The "clean" and "dirty" paintbrush holders are also new. I got each glass for $0.49 at Goodwill and am hoping they'll help Ethan become more interested in washing his paintbrushes when they're dirty. (This is something we have a hard time with.)

These storage shelves are the same, only a little bit more organized. They're filled with little odds and ends we use frequently in tot school, like scoops and spoons and tongs and construction paper and paint dishes and magnet tape and dyed pasta...et cetera. It's always nice to have everything in one place.

When we first purchased our home, we bought these tiny tables from Ikea and I ended up moving them out into the garage to create a playroom for Ethan. I'm glad we never got rid of them because I turned them into a place to house Ethan's tot trays at his level (rather than on the floor or up on a shelf where they had been) and I love this new addition!

Next to our tot tray tables is our sensory station, which is new. I try (try being the keyword) to create a relevant sensory or discovery bin for each theme we're learning. This gives me a great place to keep one when one exists.

I also created a "felt wall" (because this is apparently Ethan's preference, rather than a felt board) on the new empty wall that used to house Ethan's bassinet. Since my kid is two and all, I decided it's an appropriate time to move the bassinet elsewhere (you know, to Grandma's house because I'm fresh out of space). Between the lack of bassinet and bookcase, tot school got a whole lot bigger. I also grabbed this plastic filing cabinet from my mom's house which is the perfect place to store Ethan's artwork! I'd been looking for an ideal place to store it and this was the perfect solution! (I know, I don't have to save everything but can I just point out while arranging the room I stumbled upon the first pictures he ever painted and I'm so glad I did?!)

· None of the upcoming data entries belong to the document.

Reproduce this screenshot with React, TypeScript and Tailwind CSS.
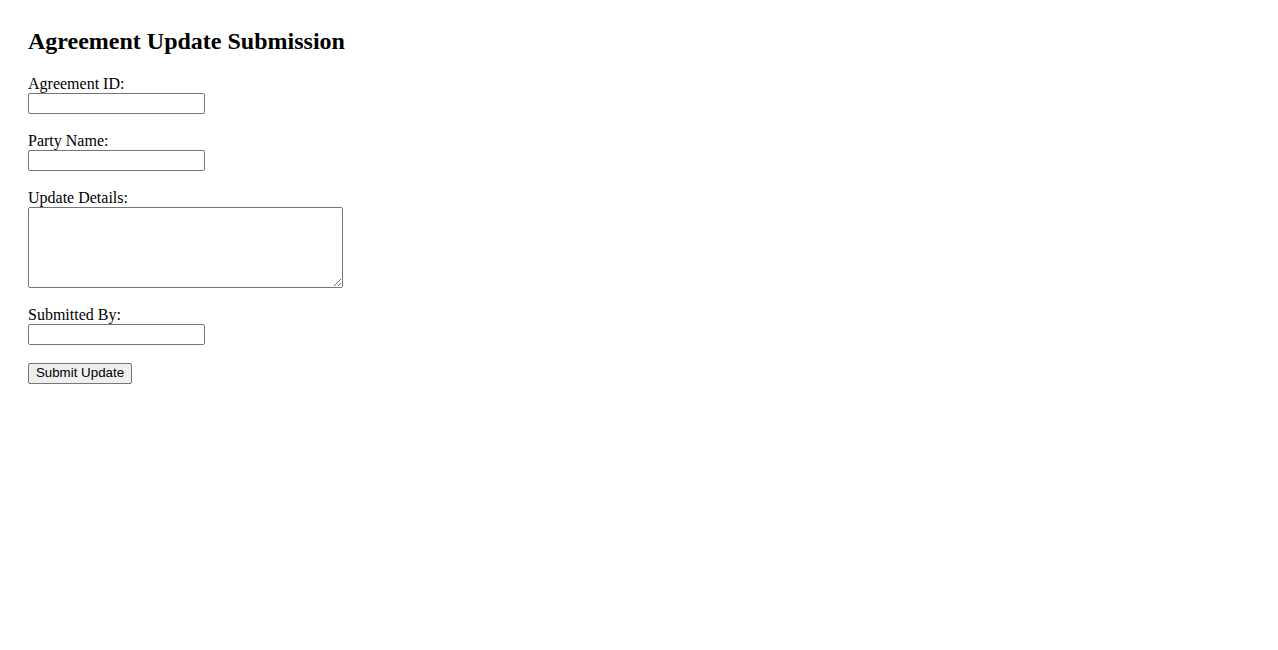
import React from "react";

export default function App() {
  const inputCls =
    "block w-[177px] h-[21px] border border-[#767676] rounded-[2px] bg-white px-[2px] text-[13.33px] font-['Liberation_Sans',Arial,sans-serif] outline-none";
  const labelCls = "block text-[16px] leading-[normal]";
  return (
    <div className="min-h-[650px] bg-white text-black font-['Liberation_Serif','Times_New_Roman',serif] pl-[28px] pt-[28px]">
      <h2 className="text-[24px] font-bold leading-[normal] mb-[20px]">Agreement Update Submission</h2>
      <form onSubmit={(e) => e.preventDefault()}>
        <div className="mb-[17.5px]">
          <label className={labelCls} htmlFor="aid">Agreement ID:</label>
          <input id="aid" type="text" className={inputCls} />
        </div>
        <div className="mb-[18.5px]">
          <label className={labelCls} htmlFor="pname">Party Name:</label>
          <input id="pname" type="text" className={inputCls} />
        </div>
        <div className="mb-[17.5px]">
          <label className={labelCls} htmlFor="details">Update Details:</label>
          <textarea
            id="details"
            className="block w-[315px] h-[81px] border border-[#767676] rounded-[2px] bg-white p-[2px] text-[13.33px] font-['Liberation_Mono',monospace] outline-none resize"
          />
        </div>
        <div className="mb-[18px]">
          <label className={labelCls} htmlFor="sby">Submitted By:</label>
          <input id="sby" type="text" className={inputCls} />
        </div>
        <button
          type="submit"
          className="block w-[104px] h-[21px] border border-[#767676] rounded-[2px] bg-[#efefef] px-[6px] text-[13.33px] leading-none text-black font-['Liberation_Sans',Arial,sans-serif]"
        >
          Submit Update
        </button>
      </form>
    </div>
  );
}
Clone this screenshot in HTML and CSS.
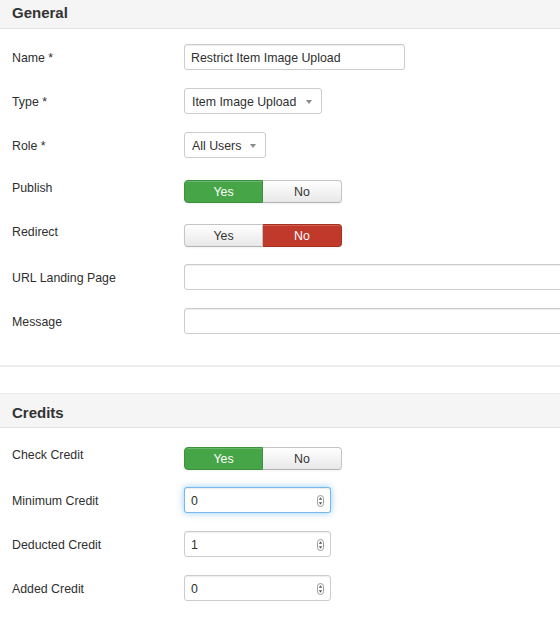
FILE: index.html
```html
<!DOCTYPE html>
<html>
<head>
<meta charset="utf-8">
<link rel="stylesheet" href="styles.css">
</head>
<body>
<div class="page">
  <fieldset class="panel panel-general">
    <div class="legend">General</div>
    <div class="fields">
      <div class="row">
        <label class="label">Name *</label>
        <div class="input input-name"><span class="value">Restrict Item Image Upload</span></div>
      </div>
      <div class="row">
        <label class="label">Type *</label>
        <div class="select select-type"><span class="value">Item Image Upload</span><span class="caret"></span></div>
      </div>
      <div class="row">
        <label class="label">Role *</label>
        <div class="select select-role"><span class="value">All Users</span><span class="caret"></span></div>
      </div>
      <div class="row">
        <label class="label label-btn">Publish</label>
        <div class="btn-group">
          <span class="btn btn-success">Yes</span>
          <span class="btn">No</span>
        </div>
      </div>
      <div class="row">
        <label class="label label-btn">Redirect</label>
        <div class="btn-group">
          <span class="btn">Yes</span>
          <span class="btn btn-danger">No</span>
        </div>
      </div>
      <div class="row">
        <label class="label">URL Landing Page</label>
        <div class="input input-wide"></div>
      </div>
      <div class="row">
        <label class="label">Message</label>
        <div class="input input-wide"></div>
      </div>
    </div>
  </fieldset>

  <fieldset class="panel panel-credits">
    <div class="legend">Credits</div>
    <div class="fields">
      <div class="row">
        <label class="label label-btn">Check Credit</label>
        <div class="btn-group">
          <span class="btn btn-success">Yes</span>
          <span class="btn">No</span>
        </div>
      </div>
      <div class="row">
        <label class="label">Minimum Credit</label>
        <div class="input input-number is-focused"><span class="value">0</span>
          <svg class="spin" width="7" height="12" viewBox="0 0 7 12"><rect x="0.5" y="0.5" width="6" height="11" rx="3" fill="#fff" stroke="#9a9a9a"/><path d="M3.5 2.3 L5.2 4.8 H1.8Z" fill="#555"/><path d="M3.5 9.7 L5.2 7.2 H1.8Z" fill="#555"/></svg>
        </div>
      </div>
      <div class="row">
        <label class="label">Deducted Credit</label>
        <div class="input input-number"><span class="value">1</span>
          <svg class="spin" width="7" height="12" viewBox="0 0 7 12"><rect x="0.5" y="0.5" width="6" height="11" rx="3" fill="#fff" stroke="#9a9a9a"/><path d="M3.5 2.3 L5.2 4.8 H1.8Z" fill="#555"/><path d="M3.5 9.7 L5.2 7.2 H1.8Z" fill="#555"/></svg>
        </div>
      </div>
      <div class="row">
        <label class="label">Added Credit</label>
        <div class="input input-number"><span class="value">0</span>
          <svg class="spin" width="7" height="12" viewBox="0 0 7 12"><rect x="0.5" y="0.5" width="6" height="11" rx="3" fill="#fff" stroke="#9a9a9a"/><path d="M3.5 2.3 L5.2 4.8 H1.8Z" fill="#555"/><path d="M3.5 9.7 L5.2 7.2 H1.8Z" fill="#555"/></svg>
        </div>
      </div>
    </div>
  </fieldset>
</div>
</body>
</html>
```

FILE: styles.css
```css
html, body {
  margin: 0;
  padding: 0;
  background: #fff;
}
body {
  font-family: "Liberation Sans", Arial, Helvetica, sans-serif;
  font-size: 12.35px;
  color: #2f2f2f;
  overflow: hidden;
}
.page {
  width: 560px;
  overflow: hidden;
}
.panel {
  margin: 0;
  padding: 0;
  border: 0;
  min-width: 0;
}
.panel-general {
  margin-top: -6px;
  border-bottom: 2px solid #ececec;
}
.panel-credits {
  margin-top: 26px;
}
.legend {
  height: 34px;
  line-height: 37px;
  padding-left: 12px;
  background: #f5f5f5;
  border-bottom: 1px solid #e2e2e2;
  font-size: 15px;
  font-weight: bold;
  color: #333;
}
.panel-credits .legend {
  border-top: 1px solid #ebebeb;
  height: 33px;
}
.fields {
  padding: 15px 0 13px 12px;
}
.panel-credits .fields {
  padding-bottom: 0;
}
.row {
  display: flex;
  align-items: flex-start;
  height: 44px;
}
.label {
  width: 172px;
  flex: none;
  line-height: 18px;
  padding-top: 5px;
}
.label-btn {
  padding-top: 3px;
}
.input {
  box-sizing: border-box;
  height: 26px;
  border: 1px solid #cccccc;
  border-radius: 3px;
  background: #fff;
  box-shadow: inset 0 1px 1px rgba(0,0,0,0.075);
  display: flex;
  align-items: center;
  padding: 1px 6px 0;
  flex: none;
}
.input-name { width: 221px; }
.input-wide { width: 420px; }
.input-number {
  width: 147px;
  justify-content: space-between;
  padding-right: 6px;
}
.is-focused {
  border-color: rgba(82,168,236,0.8);
  box-shadow: inset 0 1px 1px rgba(0,0,0,0.075), 0 0 7px rgba(82,168,236,0.6);
}
.spin { display: block; }
.select {
  box-sizing: border-box;
  height: 26px;
  border: 1px solid #cccccc;
  border-radius: 3px;
  background: #fff;
  display: flex;
  align-items: center;
  justify-content: space-between;
  padding: 1px 9px 0 7px;
  flex: none;
}
.select-type { width: 138px; }
.select-role { width: 82px; }
.caret {
  width: 0;
  height: 0;
  border-top: 4px solid #8a8a8a;
  border-left: 3px solid transparent;
  border-right: 3px solid transparent;
}
.btn-group {
  display: flex;
  margin-top: 4px;
  flex: none;
}
.btn {
  box-sizing: border-box;
  width: 79px;
  height: 23px;
  line-height: 22px;
  text-align: center;
  color: #333;
  background: linear-gradient(#ffffff, #e8e8e8);
  border: 1px solid #c4c4c4;
  border-bottom-color: #b3b3b3;
  box-shadow: inset 0 1px 0 rgba(255,255,255,0.2), 0 1px 2px rgba(0,0,0,0.05);
}
.btn:first-child {
  border-radius: 4px 0 0 4px;
}
.btn:last-child {
  border-radius: 0 4px 4px 0;
  border-left: 0;
}
.btn-success {
  color: #fff;
  background: #46a546;
  border-color: #3d913d;
}
.btn-danger {
  color: #fff;
  background: #c0392b;
  border-color: #a8301f;
}
```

I also found this beauty at Goodwill and for four bucks, couldn't pass it up. It was actually brown and peeling and really ugly before I spray painted it white and then used cookie cutters to chalkboard paint on some hearts. This gives me a perfect place to store Ethan's coloring sheets to match each week's theme and a place for him to keep mail. He's really into sending mail these days and we typically mail out his letters once a week. This gives us a great place to keep it all!

The last thing I added were a few baking racks to serve as art drying racks.

I'm pretty excited for our new tot school classroom. It feels more classroom and less playroom -- and also a lot more grown up than before -- which is what I was going for. I cannot wait to kick off K week in our new space!